Copy each line below that contains "this".
** start of PROVIDED ENTRIES **
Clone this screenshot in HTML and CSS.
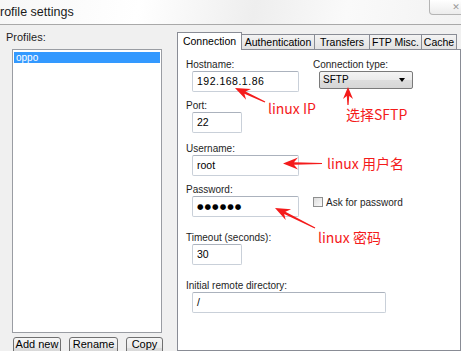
FILE: index.html
```html
<!DOCTYPE html>
<html lang="zh-CN">
<head>
  <meta charset="UTF-8" />
  <title>Profile settings</title>
  <link rel="stylesheet" href="styles.css">
</head>
<body>

<div class="titlebar">
  <span class="title">rofile settings</span>
  <span class="close">&#x2715;</span>
</div>

<div class="dialog">
  <div class="profiles">
    <div class="caption">Profiles:</div>
    <div class="list">
      <div class="item selected">oppo</div>
    </div>
    <div class="buttons">
      <button class="btn add">Add new</button>
      <button class="btn rename">Rename</button>
      <button class="btn copy">Copy</button>
    </div>
  </div>

  <div class="tabs">
    <div class="tabbar">
      <div class="tab active t-conn">Connection</div>
      <div class="tab t-auth">Authentication</div>
      <div class="tab t-xfer">Transfers</div>
      <div class="tab t-ftp">FTP Misc.</div>
      <div class="tab t-cache">Cache</div>
    </div>
    <div class="panel">
      <div class="row">
        <div class="field host">
          <div class="label">Hostname:</div>
          <div class="input wide ip">192.168.1.86</div>
        </div>
        <div class="field">
          <div class="label">Connection type:</div>
          <div class="select">SFTP<span class="caret"></span></div>
        </div>
      </div>

      <div class="field port">
        <div class="label">Port:</div>
        <div class="input short">22</div>
      </div>

      <div class="field user">
        <div class="label">Username:</div>
        <div class="input wide">root</div>
      </div>

      <div class="row pass">
        <div class="field host">
          <div class="label">Password:</div>
          <div class="input wide dots">&#9679;&#9679;&#9679;&#9679;&#9679;&#9679;</div>
        </div>
        <label class="check"><span class="box"></span>Ask for password</label>
      </div>

      <div class="field timeout">
        <div class="label">Timeout (seconds):</div>
        <div class="input short">30</div>
      </div>

      <div class="field remote">
        <div class="label">Initial remote directory:</div>
        <div class="input long">/</div>
      </div>
    </div>
  </div>
</div>

<!-- red notes drawn over the screenshot -->
<svg class="arrows" width="461" height="351" viewBox="0 0 461 351">
  <polygon points="235,88 251.1,88.9 245.5,91.5 265.3,101.5 264.7,102.5 244.4,93.8 246.1,99.8" />
  <polygon points="348,87 353,99 349.2,96 348.6,105 347.4,105 346.8,96 343,99" />
  <polygon points="283,163.5 298,157.5 294,162.2 322,162.9 322,164.1 294,164.8 298,169.5" />
  <polygon points="275,208 291.1,209.3 285.4,211.7 315.3,227.5 314.7,228.5 284.2,214.1 285.7,220.1" />
</svg>
<span class="note n-ip">linux IP</span>
<span class="note n-sftp">选择SFTP</span>
<span class="note n-user">linux 用户名</span>
<span class="note n-pass">linux 密码</span>

</body>
</html>
```

FILE: styles.css
```css
html, body {
  margin: 0;
  padding: 0;
  width: 461px;
  height: 351px;
  overflow: hidden;
}
body {
  position: relative;
  background: #f0f0f0;
  font-family: "Liberation Sans", Arial, sans-serif;
  font-size: 10px;
  color: #000;
}

/* title bar */
.titlebar {
  display: flex;
  align-items: flex-start;
  height: 24px;
  border-bottom: 1px solid #a9a9a9;
  background: linear-gradient(100deg, #f7f7f7 0%, #ffffff 30%, #eeeeee 55%, #fafafa 75%, #f2f2f2 100%);
  overflow: hidden;
}
.title {
  flex: 1;
  font-size: 12.5px;
  line-height: 24px;
  color: #1a1a1a;
}
.close {
  width: 44px;
  height: 14px;
  margin-right: -14px;
  border: 1px solid #b4b4b4;
  border-top: none;
  border-radius: 0 0 0 4px;
  background: linear-gradient(#ffffff, #ececec);
  color: #9a9a9a;
  font-family: "DejaVu Sans", sans-serif;
  font-size: 9px;
  line-height: 14px;
  text-align: center;
  text-indent: 8px;
}

.dialog {
  display: flex;
  height: 326px;
}

/* left column */
.profiles {
  width: 177px;
  flex-shrink: 0;
}
.caption {
  padding: 6px 0 0 6px;
  font-size: 11px;
  line-height: 12px;
  color: #1e1e1e;
}
.list {
  margin: 6px 0 0 12px;
  width: 150px;
  height: 284px;
  box-sizing: border-box;
  border: 1px solid #9a9da3;
  background: #fff;
  padding: 2px 1px;
}
.item {
  height: 11px;
  line-height: 11px;
  padding-left: 2px;
  font-size: 10px;
}
.item.selected {
  background: #3399ff;
  color: #fff;
}
.buttons {
  display: flex;
  gap: 8px;
  margin: 4px 0 0 13px;
}
.btn {
  height: 22px;
  box-sizing: border-box;
  border: 1px solid #707070;
  border-radius: 3px;
  background: linear-gradient(#f6f6f6 0%, #e9e9e9 50%, #dcdcdc 51%, #d2d2d2 100%);
  font-family: "Liberation Sans", Arial, sans-serif;
  font-size: 11px;
  line-height: 13px;
  padding: 0 0 7px;
  color: #000;
}
.add { width: 48px; }
.rename { width: 49px; }
.copy { width: 37px; }

/* tabs */
.tabs {
  flex: 1;
  display: flex;
  flex-direction: column;
}
.tabbar {
  display: flex;
  align-items: flex-end;
  height: 17px;
  margin-top: 7px;
}
.tab {
  box-sizing: border-box;
  height: 15px;
  border: 1px solid #898c95;
  border-bottom: none;
  margin-left: -1px;
  background: linear-gradient(#f3f3f3, #e2e2e2);
  line-height: 14px;
  font-size: 10.5px;
  text-align: center;
  color: #000;
}
.tab.active {
  height: 18px;
  margin-left: 0;
  margin-bottom: -1px;
  background: #fff;
  position: relative;
  z-index: 1;
  line-height: 16px;
}
.t-conn { width: 65px; }
.t-auth { width: 74px; }
.t-xfer { width: 56px; }
.t-ftp { width: 53px; }
.t-cache { width: 36px; }

.panel {
  flex: 1;
  border: 1px solid #898c95;
  background: #fff;
  padding: 9px 0 0 8px;
}

.row {
  display: flex;
}
.field.host {
  width: 127px;
}
.label {
  line-height: 12px;
  color: #1e1e1e;
}
.input {
  box-sizing: border-box;
  height: 21px;
  margin-left: 6px;
  border: 1px solid #c9d0d9;
  border-top-color: #abb2bd;
  border-radius: 2px;
  padding-left: 4px;
  line-height: 19px;
  font-size: 10.5px;
  background: #fff;
}
.wide { width: 107px; }
.short { width: 50px; }
.long { width: 194px; }
.ip { letter-spacing: 0.5px; }
.dots {
  font-family: "DejaVu Sans", sans-serif;
  font-size: 7.5px;
  letter-spacing: 1px;
}

.select {
  position: relative;
  box-sizing: border-box;
  width: 94px;
  height: 18px;
  margin-left: 6px;
  border: 1px solid #7a7a7a;
  border-radius: 2px;
  background: linear-gradient(#f4f4f4 0%, #ebebeb 50%, #dddddd 51%, #d6d6d6 100%);
  padding-left: 3px;
  line-height: 16px;
}
.caret {
  position: absolute;
  right: 7px;
  top: 6px;
  border-left: 3.5px solid transparent;
  border-right: 3.5px solid transparent;
  border-top: 4px solid #000;
}

.port { margin-top: 8px; }
.user { margin-top: 10px; }
.pass { margin-top: 8px; }
.timeout { margin-top: 15px; }
.remote { margin-top: 15px; }

.check {
  display: flex;
  align-items: center;
  gap: 3px;
  margin-top: 12px;
  height: 12px;
  color: #1e1e1e;
}
.box {
  width: 10px;
  height: 10px;
  box-sizing: border-box;
  border: 1px solid #8e8f8f;
  background: linear-gradient(135deg, #dcdcdc, #fbfbfb);
}

/* annotations */
.arrows {
  position: absolute;
  left: 0;
  top: 0;
  fill: #f41b1b;
  pointer-events: none;
}
.note {
  position: absolute;
  font-family: "Noto Sans CJK SC", "Liberation Sans", sans-serif;
  font-size: 14px;
  line-height: 16px;
  color: #f41b1b;
  white-space: nowrap;
}
.n-ip { left: 268px; top: 100px; }
.n-sftp { left: 346px; top: 106px; }
.n-user { left: 327px; top: 155px; }
.n-pass { left: 318px; top: 229px; }
```
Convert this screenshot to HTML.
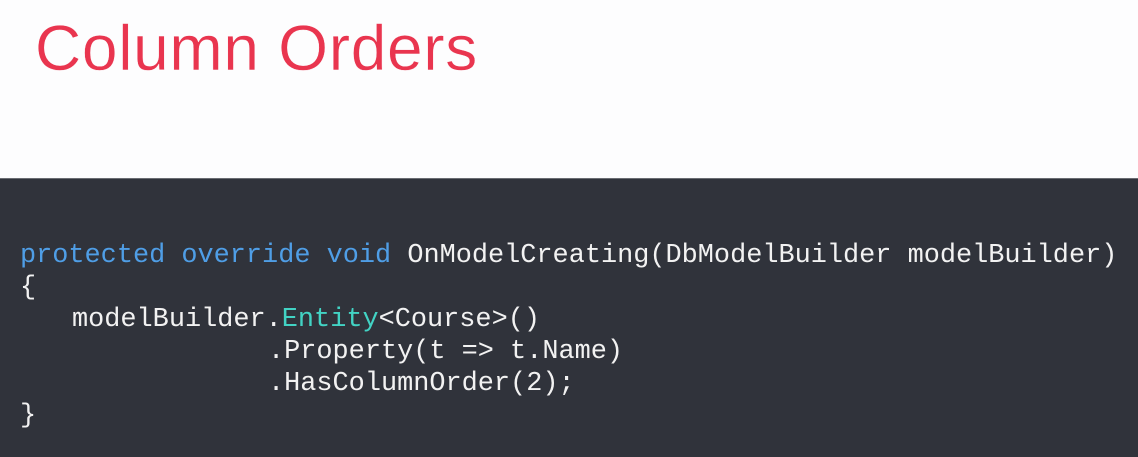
<!DOCTYPE html>
<html><head><style>
html,body{margin:0;padding:0}
body{width:1138px;height:456px;position:relative;background:#fdfdfe;overflow:hidden}
.t{position:absolute;left:35px;top:8px;font:64px "Liberation Sans",sans-serif;color:#e9354f;letter-spacing:0.7px;line-height:80px;-webkit-text-stroke:0.4px #fdfdfe}
.dark{position:absolute;left:0;top:178px;width:1138px;height:278px;background:#30333b;border-top:1px solid #6a6c72}
.l{position:absolute;font:26.9px "Liberation Mono",monospace;color:#f2f2f2;white-space:pre;line-height:32px}
.k{color:#4f9ee6}.c{color:#42d3c4}
</style></head><body>
<div class="t">Column Orders</div>
<div class="dark"></div>
<div class="l" style="left:20px;top:240px"><span class="k">protected</span> <span class="k">override</span> <span class="k">void</span> OnModelCreating(DbModelBuilder modelBuilder)</div>
<div class="l" style="left:20px;top:272px">{</div>
<div class="l" style="left:72px;top:304px">modelBuilder.<span class="c">Entity</span>&lt;Course&gt;()</div>
<div class="l" style="left:268px;top:336px">.Property(t =&gt; t.Name)</div>
<div class="l" style="left:268px;top:368px">.HasColumnOrder(2);</div>
<div class="l" style="left:20px;top:400px">}</div>
</body></html>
** end of PROVIDED ENTRIES **
**COMPLETE ANSWER**:
Clone this screenshot in HTML and CSS.
Convert this screenshot to HTML.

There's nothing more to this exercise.